> _DATA EXTRACT_:
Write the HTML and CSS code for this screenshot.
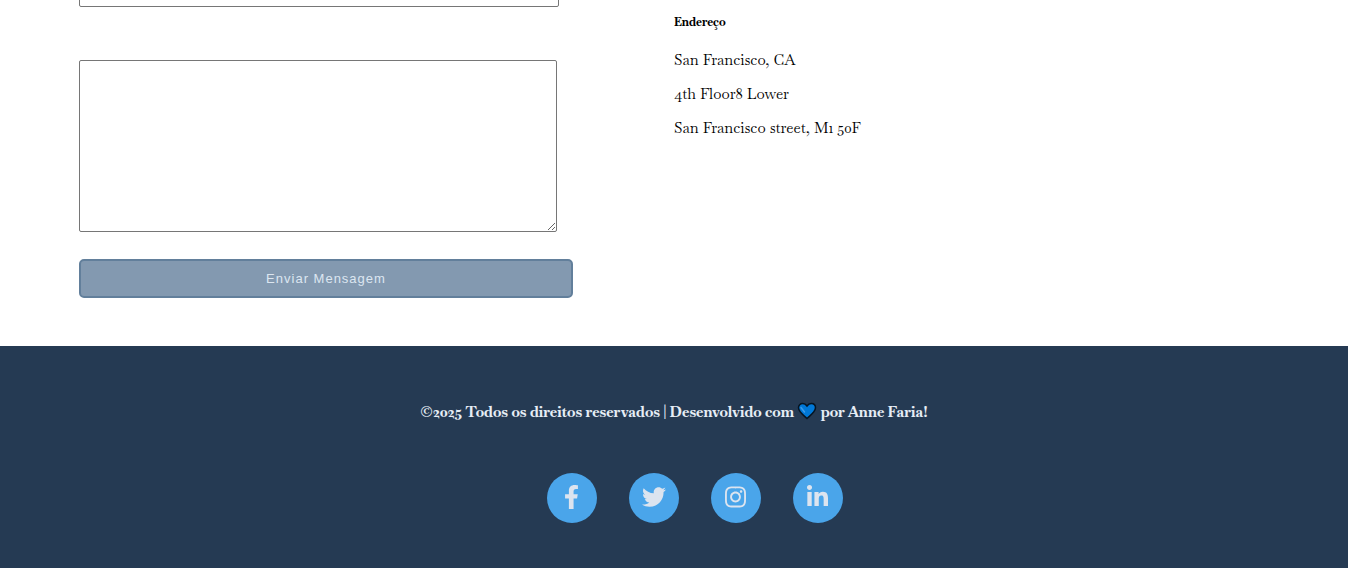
FILE: index.html
```html
<!DOCTYPE html>
<html lang="pt-BR">
<head>
<meta charset="utf-8">
<meta name="viewport" content="width=device-width, initial-scale=1">
<title>Contato</title>
<link rel="stylesheet" href="styles.css">
</head>
<body>
<main class="contact">
  <form class="contact-form">
    <input class="field" type="text" name="assunto" aria-label="Assunto">
    <textarea class="message" name="mensagem" aria-label="Mensagem"></textarea>
    <button class="send" type="submit">Enviar Mensagem</button>
  </form>
  <address class="info">
    <h5 class="info-title">Endereço</h5>
    <p class="info-line">San Francisco, CA</p>
    <p class="info-line">4th Floor8 Lower</p>
    <p class="info-line">San Francisco street, M1 50F</p>
  </address>
</main>
<footer class="footer">
  <p class="copyright">©2025 Todos os direitos reservados | Desenvolvido com
    <svg class="heart" viewBox="0 0 20 18" role="img" aria-label="coração azul"><path d="M10 16.5C7 13.500 1.500 10 1.500 5.800C1.500 3.200 3.300 1.500 5.700 1.500C7.500 1.500 9 2.500 10 4C11 2.500 12.500 1.500 14.300 1.500C16.700 1.500 18.500 3.200 18.500 5.800C18.500 10 13 13.500 10 16.500Z" fill="#0078d7" stroke="#061421" stroke-width="1.500"/><path d="M4 5.500L7.500 10" stroke="#3d9bea" stroke-width="1.500" stroke-linecap="round"/></svg>
    por Anne Faria!</p>
  <ul class="social">
    <li><a class="social-link" href="#" aria-label="Facebook"><svg class="icon" viewBox="0 0 320 512"><path d="M279.14 288l14.22-92.66h-88.91v-60.13c0-25.35 12.42-50.06 52.24-50.06h40.42V6.26S260.43 0 225.36 0c-73.22 0-121.08 44.38-121.08 124.72v70.62H22.89V288h81.39v224h100.17V288z"/></svg></a></li>
    <li><a class="social-link" href="#" aria-label="Twitter"><svg class="icon" viewBox="0 0 512 512"><path d="M459.37 151.716c.325 4.548.325 9.097.325 13.645 0 138.72-105.583 298.558-298.558 298.558-59.452 0-114.68-17.219-161.137-47.106 8.447.974 16.568 1.299 25.34 1.299 49.055 0 94.213-16.568 130.274-44.832-46.132-.975-84.792-31.188-98.112-72.772 6.498.974 12.995 1.624 19.818 1.624 9.421 0 18.843-1.300 27.614-3.573-48.081-9.747-84.143-51.980-84.143-102.985v-1.299c13.969 7.797 30.214 12.670 47.431 13.319-28.264-18.843-46.781-51.005-46.781-87.391 0-19.492 5.197-37.360 14.294-52.954 51.655 63.675 129.300 105.258 216.365 109.807-1.624-7.797-2.599-15.918-2.599-24.040 0-57.828 46.782-104.934 104.934-104.934 30.213 0 57.502 12.670 76.670 33.137 23.715-4.548 46.456-13.320 66.599-25.340-7.798 24.366-24.366 44.833-46.132 57.827 21.117-2.273 41.584-8.122 60.426-16.243-14.292 20.791-32.161 39.308-52.628 54.253z"/></svg></a></li>
    <li><a class="social-link" href="#" aria-label="Instagram"><svg class="icon" viewBox="0 0 448 512"><path d="M224.100 141c-63.600 0-114.900 51.300-114.900 114.900s51.300 114.900 114.900 114.900S339 319.500 339 255.900 287.700 141 224.100 141zm0 189.600c-41.100 0-74.700-33.500-74.700-74.700s33.500-74.700 74.700-74.700 74.700 33.500 74.700 74.700-33.600 74.700-74.700 74.700zm146.400-194.300c0 14.900-12 26.800-26.800 26.800-14.900 0-26.800-12-26.800-26.800s12-26.800 26.800-26.800 26.800 12 26.800 26.800zm76.100 27.200c-1.700-35.900-9.900-67.700-36.200-93.900-26.200-26.200-58-34.400-93.900-36.200-37-2.100-147.900-2.100-184.900 0-35.800 1.700-67.600 9.900-93.900 36.100s-34.400 58-36.200 93.900c-2.100 37-2.100 147.900 0 184.900 1.700 35.900 9.900 67.700 36.200 93.900s58 34.400 93.900 36.200c37 2.100 147.900 2.100 184.900 0 35.900-1.700 67.700-9.900 93.900-36.200 26.200-26.200 34.400-58 36.200-93.900 2.100-37 2.100-147.800 0-184.800zM398.800 388c-7.800 19.600-22.900 34.700-42.600 42.600-29.500 11.700-99.500 9-132.100 9s-102.700 2.600-132.100-9c-19.600-7.800-34.700-22.900-42.600-42.600-11.700-29.500-9-99.500-9-132.100s-2.600-102.700 9-132.100c7.800-19.600 22.900-34.700 42.600-42.600 29.500-11.700 99.500-9 132.100-9s102.700-2.600 132.100 9c19.600 7.800 34.700 22.900 42.600 42.600 11.700 29.500 9 99.500 9 132.100s2.700 102.700-9 132.100z"/></svg></a></li>
    <li><a class="social-link" href="#" aria-label="LinkedIn"><svg class="icon" viewBox="0 0 448 512"><path d="M100.280 448H7.400V148.900h92.880zM53.790 108.100C24.090 108.100 0 83.500 0 53.800a53.790 53.790 0 0 1 107.580 0c0 29.700-24.100 54.300-53.790 54.300zM447.900 448h-92.680V302.400c0-34.700-.7-79.200-48.290-79.200-48.290 0-55.690 37.700-55.690 76.700V448h-92.780V148.900h89.080v40.800h1.300c12.400-23.500 42.690-48.300 87.880-48.300 94 0 111.280 61.900 111.280 142.300V448z"/></svg></a></li>
  </ul>
</footer>
</body>
</html>
```
FILE: styles.css
```css
* {
  box-sizing: border-box;
}

body {
  margin: 0;
  min-height: 100vh;
  display: flex;
  flex-direction: column;
  overflow-x: hidden;
  font-family: Baskervville, "Liberation Serif", serif;
  font-size: 15px;
  color: #000;
  background: #fff;
}

.contact {
  display: grid;
  grid-template-columns: 1fr 1fr;
  margin-top: -33px;
  padding-bottom: 48px;
}

.contact-form {
  display: flex;
  flex-direction: column;
  align-items: flex-start;
  padding: 0 101px 0 79px;
}

.field,
.message {
  border: 1px solid #767676;
  border-radius: 2px;
  background: #fff;
}

.field {
  width: calc(100% - 14px);
  height: 40px;
}

.message {
  width: calc(100% - 16px);
  height: 172px;
  margin: 53px 0 27px;
  resize: both;
}

.send {
  width: 100%;
  padding: 10px;
  border: 2px solid #627f9b;
  border-radius: 5px;
  background: #8399b0;
  color: #dce6f0;
  font: 500 13px/15px "Liberation Sans", sans-serif;
  letter-spacing: 1px;
  text-align: center;
}

.info {
  padding-top: 47px;
  font-style: normal;
}

.info-title {
  margin: 0 0 20px;
  font-size: 12px;
  line-height: 16px;
}

.info-line {
  margin: 0 0 14px;
  line-height: 20px;
}

.footer {
  flex: 1;
  padding: 54px 0 45px;
  background: #253a53;
}

.copyright {
  margin: 0;
  color: #e6edf5;
  font-weight: 700;
  line-height: 24px;
  text-align: center;
}

.heart {
  width: 20px;
  height: 18px;
  vertical-align: -3px;
  fill: none;
}

.social {
  display: flex;
  justify-content: center;
  gap: 32px;
  margin: 49px 0 0;
  padding: 0 0 0 42px;
  list-style: none;
}

.social-link {
  display: flex;
  align-items: center;
  justify-content: center;
  width: 50px;
  height: 50px;
  padding: 0 1px 2px 0;
  border-radius: 50%;
  background: #4aa5ea;
}

.icon {
  height: 24px;
  fill: #dce4ef;
}
```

> _WRITTEN REQUEST_:
Please transcribe the material above exactly as written. Leave the pictures out.

> _TASK RESULT_:
Write the HTML and CSS code for this screenshot.
FILE: index.html
```html
<!DOCTYPE html>
<html lang="pt-BR">
<head>
<meta charset="utf-8">
<meta name="viewport" content="width=device-width, initial-scale=1">
<title>Contato</title>
<link rel="stylesheet" href="styles.css">
</head>
<body>
<main class="contact">
  <form class="contact-form">
    <input class="field" type="text" name="assunto" aria-label="Assunto">
    <textarea class="message" name="mensagem" aria-label="Mensagem"></textarea>
    <button class="send" type="submit">Enviar Mensagem</button>
  </form>
  <address class="info">
    <h5 class="info-title">Endereço</h5>
    <p class="info-line">San Francisco, CA</p>
    <p class="info-line">4th Floor8 Lower</p>
    <p class="info-line">San Francisco street, M1 50F</p>
  </address>
</main>
<footer class="footer">
  <p class="copyright">©2025 Todos os direitos reservados | Desenvolvido com
    <svg class="heart" viewBox="0 0 20 18" role="img" aria-label="coração azul"><path d="M10 16.5C7 13.500 1.500 10 1.500 5.800C1.500 3.200 3.300 1.500 5.700 1.500C7.500 1.500 9 2.500 10 4C11 2.500 12.500 1.500 14.300 1.500C16.700 1.500 18.500 3.200 18.500 5.800C18.500 10 13 13.500 10 16.500Z" fill="#0078d7" stroke="#061421" stroke-width="1.500"/><path d="M4 5.500L7.500 10" stroke="#3d9bea" stroke-width="1.500" stroke-linecap="round"/></svg>
    por Anne Faria!</p>
  <ul class="social">
    <li><a class="social-link" href="#" aria-label="Facebook"><svg class="icon" viewBox="0 0 320 512"><path d="M279.14 288l14.22-92.66h-88.91v-60.13c0-25.35 12.42-50.06 52.24-50.06h40.42V6.26S260.43 0 225.36 0c-73.22 0-121.08 44.38-121.08 124.72v70.62H22.89V288h81.39v224h100.17V288z"/></svg></a></li>
    <li><a class="social-link" href="#" aria-label="Twitter"><svg class="icon" viewBox="0 0 512 512"><path d="M459.37 151.716c.325 4.548.325 9.097.325 13.645 0 138.72-105.583 298.558-298.558 298.558-59.452 0-114.68-17.219-161.137-47.106 8.447.974 16.568 1.299 25.34 1.299 49.055 0 94.213-16.568 130.274-44.832-46.132-.975-84.792-31.188-98.112-72.772 6.498.974 12.995 1.624 19.818 1.624 9.421 0 18.843-1.300 27.614-3.573-48.081-9.747-84.143-51.980-84.143-102.985v-1.299c13.969 7.797 30.214 12.670 47.431 13.319-28.264-18.843-46.781-51.005-46.781-87.391 0-19.492 5.197-37.360 14.294-52.954 51.655 63.675 129.300 105.258 216.365 109.807-1.624-7.797-2.599-15.918-2.599-24.040 0-57.828 46.782-104.934 104.934-104.934 30.213 0 57.502 12.670 76.670 33.137 23.715-4.548 46.456-13.320 66.599-25.340-7.798 24.366-24.366 44.833-46.132 57.827 21.117-2.273 41.584-8.122 60.426-16.243-14.292 20.791-32.161 39.308-52.628 54.253z"/></svg></a></li>
    <li><a class="social-link" href="#" aria-label="Instagram"><svg class="icon" viewBox="0 0 448 512"><path d="M224.100 141c-63.600 0-114.900 51.300-114.900 114.900s51.300 114.900 114.900 114.900S339 319.500 339 255.900 287.700 141 224.100 141zm0 189.600c-41.100 0-74.700-33.500-74.700-74.700s33.500-74.700 74.700-74.700 74.700 33.500 74.700 74.700-33.600 74.700-74.700 74.700zm146.400-194.300c0 14.900-12 26.800-26.800 26.800-14.900 0-26.800-12-26.800-26.800s12-26.800 26.800-26.800 26.800 12 26.800 26.800zm76.100 27.200c-1.700-35.900-9.900-67.700-36.200-93.900-26.200-26.200-58-34.400-93.900-36.200-37-2.100-147.900-2.100-184.900 0-35.800 1.700-67.600 9.900-93.900 36.100s-34.400 58-36.200 93.900c-2.100 37-2.100 147.900 0 184.900 1.700 35.900 9.900 67.700 36.200 93.900s58 34.400 93.900 36.200c37 2.100 147.900 2.100 184.900 0 35.900-1.700 67.700-9.900 93.900-36.200 26.200-26.200 34.400-58 36.200-93.900 2.100-37 2.100-147.800 0-184.800zM398.800 388c-7.800 19.600-22.900 34.700-42.600 42.600-29.500 11.700-99.500 9-132.100 9s-102.700 2.600-132.100-9c-19.600-7.800-34.700-22.900-42.600-42.600-11.700-29.500-9-99.500-9-132.100s-2.600-102.700 9-132.100c7.800-19.600 22.900-34.700 42.600-42.600 29.500-11.700 99.500-9 132.100-9s102.700-2.600 132.100 9c19.600 7.800 34.700 22.900 42.600 42.600 11.700 29.500 9 99.500 9 132.100s2.700 102.700-9 132.100z"/></svg></a></li>
    <li><a class="social-link" href="#" aria-label="LinkedIn"><svg class="icon" viewBox="0 0 448 512"><path d="M100.280 448H7.400V148.900h92.880zM53.790 108.100C24.090 108.100 0 83.500 0 53.800a53.790 53.790 0 0 1 107.580 0c0 29.700-24.100 54.300-53.790 54.300zM447.900 448h-92.680V302.400c0-34.700-.7-79.200-48.290-79.200-48.290 0-55.690 37.700-55.690 76.700V448h-92.780V148.900h89.080v40.800h1.300c12.400-23.500 42.690-48.300 87.880-48.300 94 0 111.280 61.900 111.280 142.300V448z"/></svg></a></li>
  </ul>
</footer>
</body>
</html>
```
FILE: styles.css
```css
* {
  box-sizing: border-box;
}

body {
  margin: 0;
  min-height: 100vh;
  display: flex;
  flex-direction: column;
  overflow-x: hidden;
  font-family: Baskervville, "Liberation Serif", serif;
  font-size: 15px;
  color: #000;
  background: #fff;
}

.contact {
  display: grid;
  grid-template-columns: 1fr 1fr;
  margin-top: -33px;
  padding-bottom: 48px;
}

.contact-form {
  display: flex;
  flex-direction: column;
  align-items: flex-start;
  padding: 0 101px 0 79px;
}

.field,
.message {
  border: 1px solid #767676;
  border-radius: 2px;
  background: #fff;
}

.field {
  width: calc(100% - 14px);
  height: 40px;
}

.message {
  width: calc(100% - 16px);
  height: 172px;
  margin: 53px 0 27px;
  resize: both;
}

.send {
  width: 100%;
  padding: 10px;
  border: 2px solid #627f9b;
  border-radius: 5px;
  background: #8399b0;
  color: #dce6f0;
  font: 500 13px/15px "Liberation Sans", sans-serif;
  letter-spacing: 1px;
  text-align: center;
}

.info {
  padding-top: 47px;
  font-style: normal;
}

.info-title {
  margin: 0 0 20px;
  font-size: 12px;
  line-height: 16px;
}

.info-line {
  margin: 0 0 14px;
  line-height: 20px;
}

.footer {
  flex: 1;
  padding: 54px 0 45px;
  background: #253a53;
}

.copyright {
  margin: 0;
  color: #e6edf5;
  font-weight: 700;
  line-height: 24px;
  text-align: center;
}

.heart {
  width: 20px;
  height: 18px;
  vertical-align: -3px;
  fill: none;
}

.social {
  display: flex;
  justify-content: center;
  gap: 32px;
  margin: 49px 0 0;
  padding: 0 0 0 42px;
  list-style: none;
}

.social-link {
  display: flex;
  align-items: center;
  justify-content: center;
  width: 50px;
  height: 50px;
  padding: 0 1px 2px 0;
  border-radius: 50%;
  background: #4aa5ea;
}

.icon {
  height: 24px;
  fill: #dce4ef;
}
```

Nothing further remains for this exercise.